RYAN DAVIS & the ROADHOUSE BAND – ” New Threats From the Soul ” Best Albums Of 2025

Posted: December 25, 2025 in MUSIC
new threats from the soul

It was back in 2018 that David Berman called Ryan Davis “the best lyricist who’s not a rapper going,” but somehow it took until this year for Davis to really get his big breakthrough. He’s a real wordsmith, and “New Threats From the Soul” is nearly overflowing with his nimble witticisms and canny references. It also just rocks: The Roadhouse Band’s brand of shitkickin’ country is tempered with a little indie rock, horns, and subtle electronics, but it’s enough to get anyone’s cowboy boots tapping along, not to mention the soaring harmonies from luminaries like Will Oldham, Myrian Gendron, and Catherine Irwin. For all the wordplay contained within “New Threats From the Soul”, my main takeaway might be that I can’t get its songs out of my head.

A lot of album covers catch your attention by foregrounding weird, psychedelic shapes, but New Threats From the Soul” works kind of inversely: its intricate structure is oddly pleasing to the eye before you start noticing its eerie, supernatural details, the kind that also creep into Ryan Davis’ deceptively straighforward music. The singer-songwriter, who did the artwork himself, explained in an email: “I initially had something completely different in mind for the general direction of the “New Threats” record cover. When I went to pull out an old drawing pad to get started on it, I saw a very roughly pencilled-in version of the artwork that ended up being what we did use for the album art. It was something I had started years ago but had apparently lost the vision, which isn’t entirely common for my art practice these past 7 or 8 years. I like to finish what I start, it’s an important part of the process, just in terms of my own internal satisfaction…”

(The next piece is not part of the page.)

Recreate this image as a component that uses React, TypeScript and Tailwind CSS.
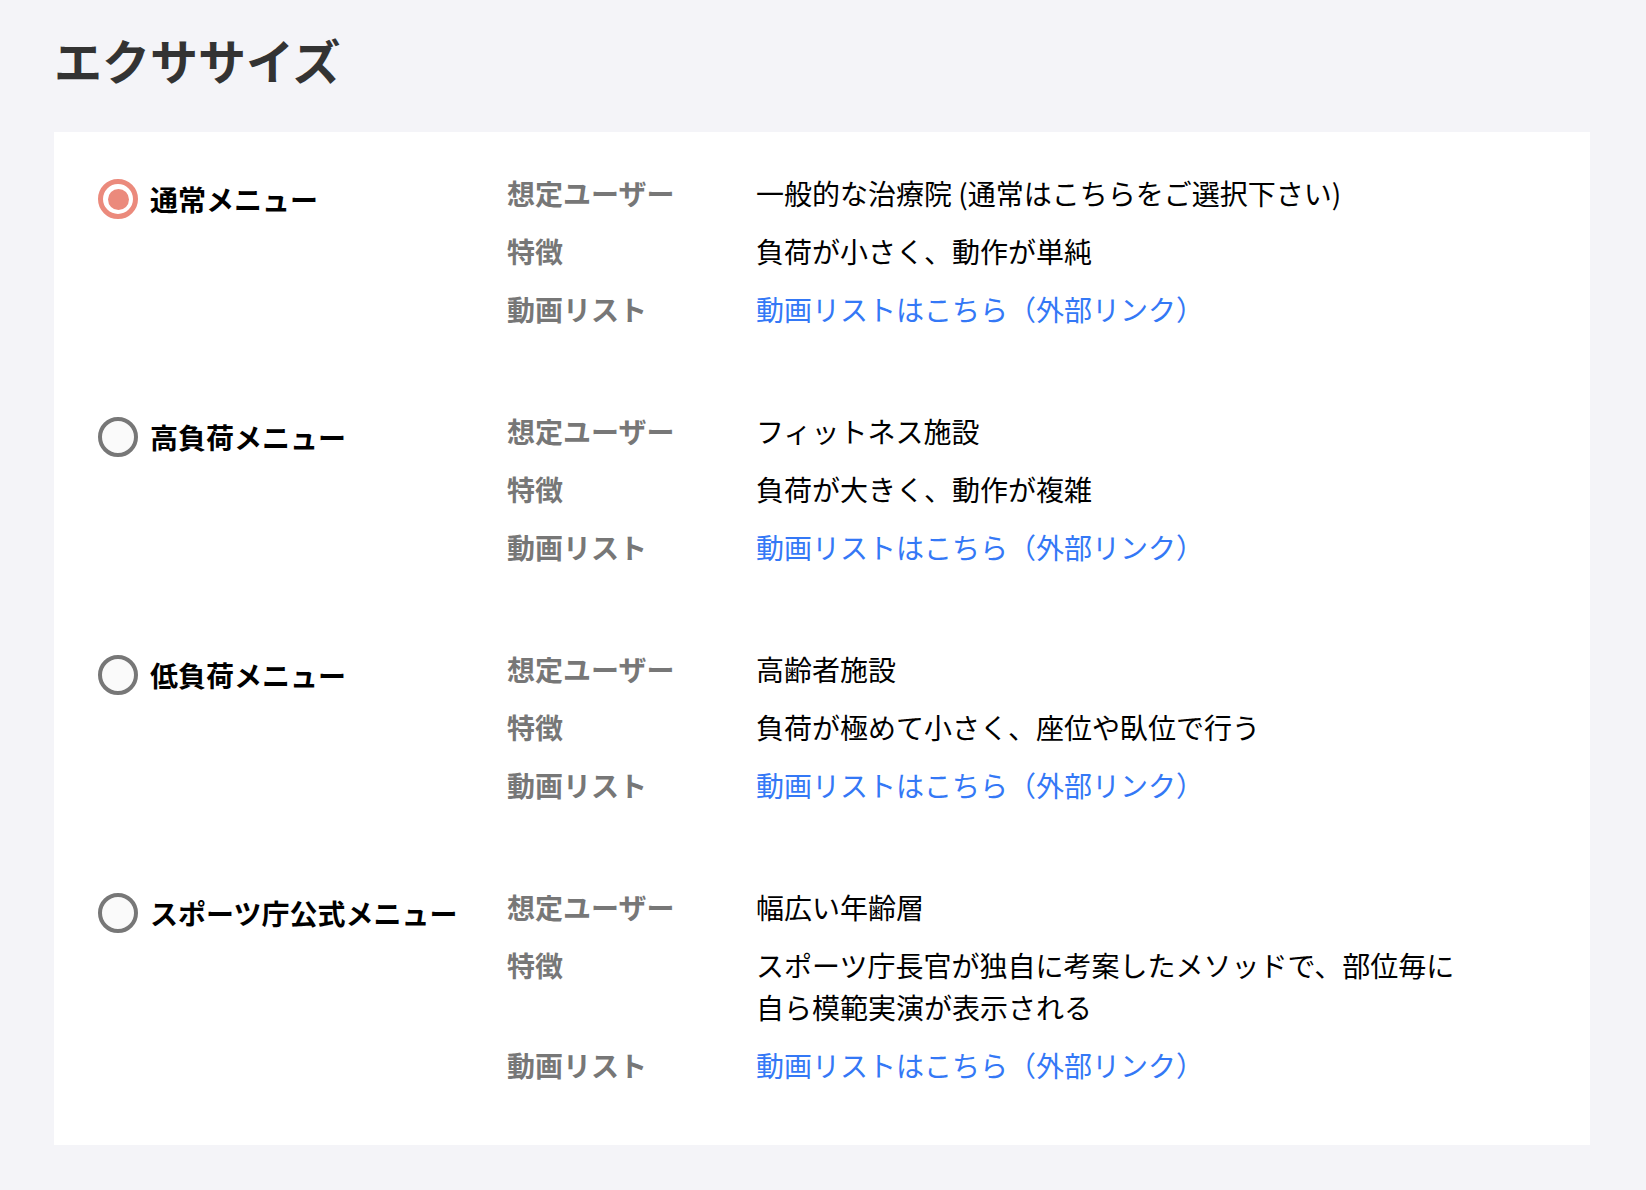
import React from "react";

type Menu = {
  name: string;
  selected: boolean;
  user: string;
  feature: string[];
};

const menus: Menu[] = [
  {
    name: "通常メニュー",
    selected: true,
    user: "一般的な治療院 (通常はこちらをご選択下さい)",
    feature: ["負荷が小さく、動作が単純"],
  },
  {
    name: "高負荷メニュー",
    selected: false,
    user: "フィットネス施設",
    feature: ["負荷が大きく、動作が複雑"],
  },
  {
    name: "低負荷メニュー",
    selected: false,
    user: "高齢者施設",
    feature: ["負荷が極めて小さく、座位や臥位で行う"],
  },
  {
    name: "スポーツ庁公式メニュー",
    selected: false,
    user: "幅広い年齢層",
    feature: ["スポーツ庁長官が独自に考案したメソッドで、部位毎に", "自ら模範実演が表示される"],
  },
];

function Radio({ selected }: { selected: boolean }) {
  if (selected) {
    return (
      <span className="flex h-[40px] w-[40px] shrink-0 items-center justify-center rounded-full border-[5px] border-[#eb8a7c] bg-white">
        <span className="block h-[21px] w-[21px] rounded-full bg-[#eb8a7c]" />
      </span>
    );
  }
  return <span className="block h-[40px] w-[40px] shrink-0 rounded-full border-[4px] border-[#777777] bg-[#fafafa]" />;
}

export default function App() {
  return (
    <div
      className="min-h-[1190px] w-full bg-[#f4f4f8] pt-[24px]"
      style={{ fontFamily: '"Noto Sans CJK JP", "Noto Sans", sans-serif' }}
    >
      <h1 className="ml-[54px] text-[48px] font-bold leading-[70px] text-[#333333]">エクササイズ</h1>
      <div className="ml-[54px] mt-[38px] flex w-[1536px] flex-col gap-[80px] bg-white pb-[59px] pl-[44px] pt-[40px]">
        {menus.map((m) => (
          <div key={m.name} className="flex">
            <label className="mt-[-1px] flex h-[42px] w-[409px] shrink-0 translate-y-[7px] items-center gap-[12px]">
              <Radio selected={m.selected} />
              <span className="text-[28px] font-bold leading-[42px] text-black">{m.name}</span>
            </label>
            <div className="flex flex-col gap-[16px] text-[28px] leading-[42px]">
              <div className="flex">
                <div className="w-[249px] shrink-0 font-bold text-[#777777]">想定ユーザー</div>
                <div className="w-[720px] text-black">{m.user}</div>
              </div>
              <div className="flex">
                <div className="w-[249px] shrink-0 font-bold text-[#777777]">特徴</div>
                <div className="w-[720px] text-black">
                  {m.feature.map((f) => (
                    <div key={f}>{f}</div>
                  ))}
                </div>
              </div>
              <div className="flex">
                <div className="w-[249px] shrink-0 font-bold text-[#777777]">動画リスト</div>
                <a href="#" className="text-[#3478f6]">
                  動画リストはこちら（外部リンク）
                </a>
              </div>
            </div>
          </div>
        ))}
      </div>
    </div>
  );
}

“But anyway, upon rediscovering, I stared at the sketch for about 45 seconds and that’s all it took to feel like this weird abandoned sketch of a psychedelic fish tank or whatever it was supposed to be at that stage would in fact be perfect, thematically speaking, for the overarching and/or underlying vibe of the songs therein,” he continued. “It took some digging in and carving out and slow refining of said themes, but in the end it felt and still feels pretty spot-on in its loose portrayal of a micro-environment for id, ego, and earthly nature to overlap and inhabit congruently. I don’t know what or where the image is supposed to be, exactly, but it feels like a window into the soul, or some sort of supernatural petri dish. There’s a bit of an aquatic-life motif throughout the songs on this record as well, which adds to the overall weight of the image. I’m pretty stoked with how it all came together.”